Collection entries
——

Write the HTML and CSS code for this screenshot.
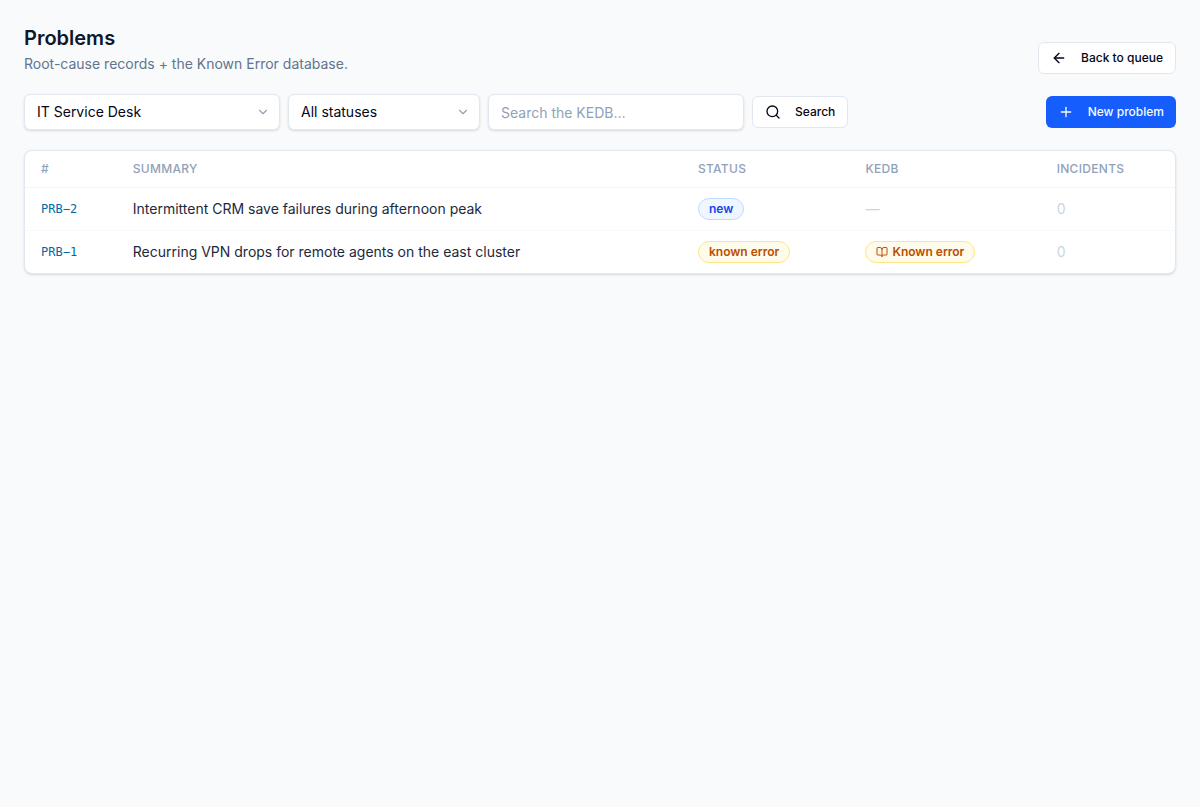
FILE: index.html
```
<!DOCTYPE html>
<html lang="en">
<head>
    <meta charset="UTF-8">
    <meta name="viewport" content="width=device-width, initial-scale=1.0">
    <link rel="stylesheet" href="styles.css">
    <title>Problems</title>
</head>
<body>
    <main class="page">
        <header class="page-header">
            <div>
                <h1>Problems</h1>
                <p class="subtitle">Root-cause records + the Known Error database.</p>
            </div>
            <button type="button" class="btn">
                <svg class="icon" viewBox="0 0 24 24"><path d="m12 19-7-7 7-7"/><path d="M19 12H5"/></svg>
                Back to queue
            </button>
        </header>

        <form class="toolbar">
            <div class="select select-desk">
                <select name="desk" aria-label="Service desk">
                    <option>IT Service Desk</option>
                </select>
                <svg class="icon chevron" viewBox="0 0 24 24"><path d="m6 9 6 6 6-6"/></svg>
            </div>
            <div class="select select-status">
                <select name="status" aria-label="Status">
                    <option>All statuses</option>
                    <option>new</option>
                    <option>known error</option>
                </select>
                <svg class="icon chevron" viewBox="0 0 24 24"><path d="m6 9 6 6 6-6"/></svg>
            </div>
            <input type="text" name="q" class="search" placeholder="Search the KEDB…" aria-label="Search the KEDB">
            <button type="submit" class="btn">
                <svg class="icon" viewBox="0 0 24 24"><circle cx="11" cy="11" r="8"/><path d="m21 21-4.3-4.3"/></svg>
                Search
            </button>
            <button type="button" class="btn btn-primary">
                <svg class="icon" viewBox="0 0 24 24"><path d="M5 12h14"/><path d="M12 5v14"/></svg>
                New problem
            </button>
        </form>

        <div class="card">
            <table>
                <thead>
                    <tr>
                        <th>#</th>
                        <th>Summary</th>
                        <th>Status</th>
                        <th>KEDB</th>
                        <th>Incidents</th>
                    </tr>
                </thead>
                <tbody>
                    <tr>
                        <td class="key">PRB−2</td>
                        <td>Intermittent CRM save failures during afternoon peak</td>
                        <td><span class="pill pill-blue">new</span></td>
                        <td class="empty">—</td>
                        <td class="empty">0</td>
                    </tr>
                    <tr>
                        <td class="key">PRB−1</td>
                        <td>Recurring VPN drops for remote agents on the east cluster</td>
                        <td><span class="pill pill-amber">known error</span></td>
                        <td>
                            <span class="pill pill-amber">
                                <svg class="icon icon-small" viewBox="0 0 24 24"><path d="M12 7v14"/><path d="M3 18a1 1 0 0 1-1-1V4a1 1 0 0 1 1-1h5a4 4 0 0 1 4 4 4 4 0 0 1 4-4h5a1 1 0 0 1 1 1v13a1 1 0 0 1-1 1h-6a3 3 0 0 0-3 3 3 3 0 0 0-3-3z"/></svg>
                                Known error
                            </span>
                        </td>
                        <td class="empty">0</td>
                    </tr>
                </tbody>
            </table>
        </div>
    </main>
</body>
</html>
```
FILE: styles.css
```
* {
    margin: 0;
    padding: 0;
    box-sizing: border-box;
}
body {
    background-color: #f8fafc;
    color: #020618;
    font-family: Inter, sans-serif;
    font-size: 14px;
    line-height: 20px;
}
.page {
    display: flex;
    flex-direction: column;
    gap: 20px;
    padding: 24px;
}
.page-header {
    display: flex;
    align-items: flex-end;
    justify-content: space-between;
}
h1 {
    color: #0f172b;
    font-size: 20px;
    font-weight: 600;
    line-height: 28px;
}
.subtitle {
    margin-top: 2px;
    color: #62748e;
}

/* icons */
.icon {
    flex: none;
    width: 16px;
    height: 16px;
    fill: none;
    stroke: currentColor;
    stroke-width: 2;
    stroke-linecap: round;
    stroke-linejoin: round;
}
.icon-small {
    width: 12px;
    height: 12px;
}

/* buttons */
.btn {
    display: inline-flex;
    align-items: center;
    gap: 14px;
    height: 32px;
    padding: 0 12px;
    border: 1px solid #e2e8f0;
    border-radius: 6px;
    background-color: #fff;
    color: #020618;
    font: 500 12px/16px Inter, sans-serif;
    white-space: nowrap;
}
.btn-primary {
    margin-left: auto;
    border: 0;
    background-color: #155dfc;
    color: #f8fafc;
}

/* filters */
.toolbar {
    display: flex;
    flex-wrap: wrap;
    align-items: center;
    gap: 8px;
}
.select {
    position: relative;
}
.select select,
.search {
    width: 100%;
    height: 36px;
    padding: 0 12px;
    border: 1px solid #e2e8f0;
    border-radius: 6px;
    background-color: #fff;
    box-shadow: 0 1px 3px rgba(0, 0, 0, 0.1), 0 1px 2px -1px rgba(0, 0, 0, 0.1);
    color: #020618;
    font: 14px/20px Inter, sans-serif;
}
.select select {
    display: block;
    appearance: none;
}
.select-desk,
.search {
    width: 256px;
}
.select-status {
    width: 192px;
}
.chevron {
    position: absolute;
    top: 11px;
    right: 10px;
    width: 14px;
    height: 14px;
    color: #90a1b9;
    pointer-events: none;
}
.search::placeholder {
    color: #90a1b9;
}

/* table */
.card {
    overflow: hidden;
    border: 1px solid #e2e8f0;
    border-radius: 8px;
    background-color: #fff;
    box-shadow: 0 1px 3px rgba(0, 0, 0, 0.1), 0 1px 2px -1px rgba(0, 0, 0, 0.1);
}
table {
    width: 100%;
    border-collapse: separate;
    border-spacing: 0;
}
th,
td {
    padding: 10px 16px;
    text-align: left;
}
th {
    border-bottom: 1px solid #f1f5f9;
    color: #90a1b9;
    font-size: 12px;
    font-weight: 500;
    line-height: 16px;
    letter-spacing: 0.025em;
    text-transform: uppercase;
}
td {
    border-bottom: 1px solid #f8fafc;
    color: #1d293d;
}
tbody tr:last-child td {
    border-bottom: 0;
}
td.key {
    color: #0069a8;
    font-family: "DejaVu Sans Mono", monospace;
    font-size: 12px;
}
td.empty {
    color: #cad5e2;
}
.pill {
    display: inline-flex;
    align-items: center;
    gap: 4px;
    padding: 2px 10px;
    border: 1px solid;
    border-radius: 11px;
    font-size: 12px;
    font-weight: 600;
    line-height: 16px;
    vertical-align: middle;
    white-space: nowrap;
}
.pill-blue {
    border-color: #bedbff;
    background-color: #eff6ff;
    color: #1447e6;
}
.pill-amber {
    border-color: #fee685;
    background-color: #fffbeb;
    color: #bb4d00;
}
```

——

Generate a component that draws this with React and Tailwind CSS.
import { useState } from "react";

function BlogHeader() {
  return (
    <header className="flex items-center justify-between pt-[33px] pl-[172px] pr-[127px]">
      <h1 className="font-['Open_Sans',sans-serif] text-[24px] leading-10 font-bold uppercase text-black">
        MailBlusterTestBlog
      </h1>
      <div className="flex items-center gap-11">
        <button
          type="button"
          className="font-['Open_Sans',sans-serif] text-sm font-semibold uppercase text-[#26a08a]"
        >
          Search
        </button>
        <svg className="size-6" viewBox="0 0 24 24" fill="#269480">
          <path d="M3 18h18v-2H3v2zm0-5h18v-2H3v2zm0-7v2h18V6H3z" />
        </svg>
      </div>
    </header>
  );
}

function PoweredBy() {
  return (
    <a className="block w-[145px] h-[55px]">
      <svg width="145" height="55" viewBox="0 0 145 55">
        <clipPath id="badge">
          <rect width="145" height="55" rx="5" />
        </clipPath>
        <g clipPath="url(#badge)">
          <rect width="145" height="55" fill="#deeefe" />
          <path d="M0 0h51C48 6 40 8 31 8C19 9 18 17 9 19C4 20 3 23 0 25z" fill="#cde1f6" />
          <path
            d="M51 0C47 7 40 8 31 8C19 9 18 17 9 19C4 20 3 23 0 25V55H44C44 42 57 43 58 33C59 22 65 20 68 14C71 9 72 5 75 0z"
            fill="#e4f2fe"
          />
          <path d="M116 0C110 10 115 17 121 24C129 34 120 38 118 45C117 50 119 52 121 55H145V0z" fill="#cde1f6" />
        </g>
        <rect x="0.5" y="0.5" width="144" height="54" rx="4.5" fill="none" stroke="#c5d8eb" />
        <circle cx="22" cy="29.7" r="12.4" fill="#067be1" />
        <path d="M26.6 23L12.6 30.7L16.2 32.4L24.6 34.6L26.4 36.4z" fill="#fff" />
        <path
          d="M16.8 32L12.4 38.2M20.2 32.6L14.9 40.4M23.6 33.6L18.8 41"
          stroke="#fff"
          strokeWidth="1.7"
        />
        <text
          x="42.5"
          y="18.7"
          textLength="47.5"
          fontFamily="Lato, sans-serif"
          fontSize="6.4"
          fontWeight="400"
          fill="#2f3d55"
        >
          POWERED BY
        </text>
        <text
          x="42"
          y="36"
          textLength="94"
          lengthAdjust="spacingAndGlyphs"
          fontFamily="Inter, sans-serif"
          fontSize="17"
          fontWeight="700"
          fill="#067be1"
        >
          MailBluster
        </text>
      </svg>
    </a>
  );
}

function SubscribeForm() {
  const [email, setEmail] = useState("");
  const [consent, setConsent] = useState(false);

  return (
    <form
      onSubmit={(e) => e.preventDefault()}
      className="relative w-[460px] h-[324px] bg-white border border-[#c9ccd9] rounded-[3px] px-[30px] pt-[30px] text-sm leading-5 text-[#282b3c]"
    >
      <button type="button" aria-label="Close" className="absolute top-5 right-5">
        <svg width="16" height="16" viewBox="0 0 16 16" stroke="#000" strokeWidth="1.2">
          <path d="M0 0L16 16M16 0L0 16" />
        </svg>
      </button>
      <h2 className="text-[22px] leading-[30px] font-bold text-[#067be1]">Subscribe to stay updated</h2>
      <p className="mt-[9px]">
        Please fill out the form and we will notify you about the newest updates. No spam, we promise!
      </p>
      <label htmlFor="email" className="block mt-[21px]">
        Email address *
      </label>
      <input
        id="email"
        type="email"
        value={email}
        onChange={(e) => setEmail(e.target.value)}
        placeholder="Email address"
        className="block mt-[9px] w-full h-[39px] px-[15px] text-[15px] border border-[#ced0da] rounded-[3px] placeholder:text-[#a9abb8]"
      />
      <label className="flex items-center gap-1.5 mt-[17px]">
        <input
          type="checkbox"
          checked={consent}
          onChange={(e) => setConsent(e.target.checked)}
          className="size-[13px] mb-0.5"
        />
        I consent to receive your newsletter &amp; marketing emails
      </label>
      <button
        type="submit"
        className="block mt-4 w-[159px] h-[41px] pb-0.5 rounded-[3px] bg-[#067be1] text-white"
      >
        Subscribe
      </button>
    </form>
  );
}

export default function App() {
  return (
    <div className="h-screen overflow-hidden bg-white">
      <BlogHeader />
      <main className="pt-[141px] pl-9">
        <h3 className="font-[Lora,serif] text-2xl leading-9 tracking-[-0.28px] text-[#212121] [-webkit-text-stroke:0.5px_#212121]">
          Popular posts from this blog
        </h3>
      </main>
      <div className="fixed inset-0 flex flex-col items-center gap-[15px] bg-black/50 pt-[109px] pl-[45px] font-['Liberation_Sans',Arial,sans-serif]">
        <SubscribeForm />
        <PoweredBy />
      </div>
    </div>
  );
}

——

▶ _EXERCISE TASK_:
Collect each line containing the string "this".

▶ _TASK RESPONSE_:
Write the HTML and CSS code for this screenshot.
Generate a component that draws this with React and Tailwind CSS.
          Popular posts from this blog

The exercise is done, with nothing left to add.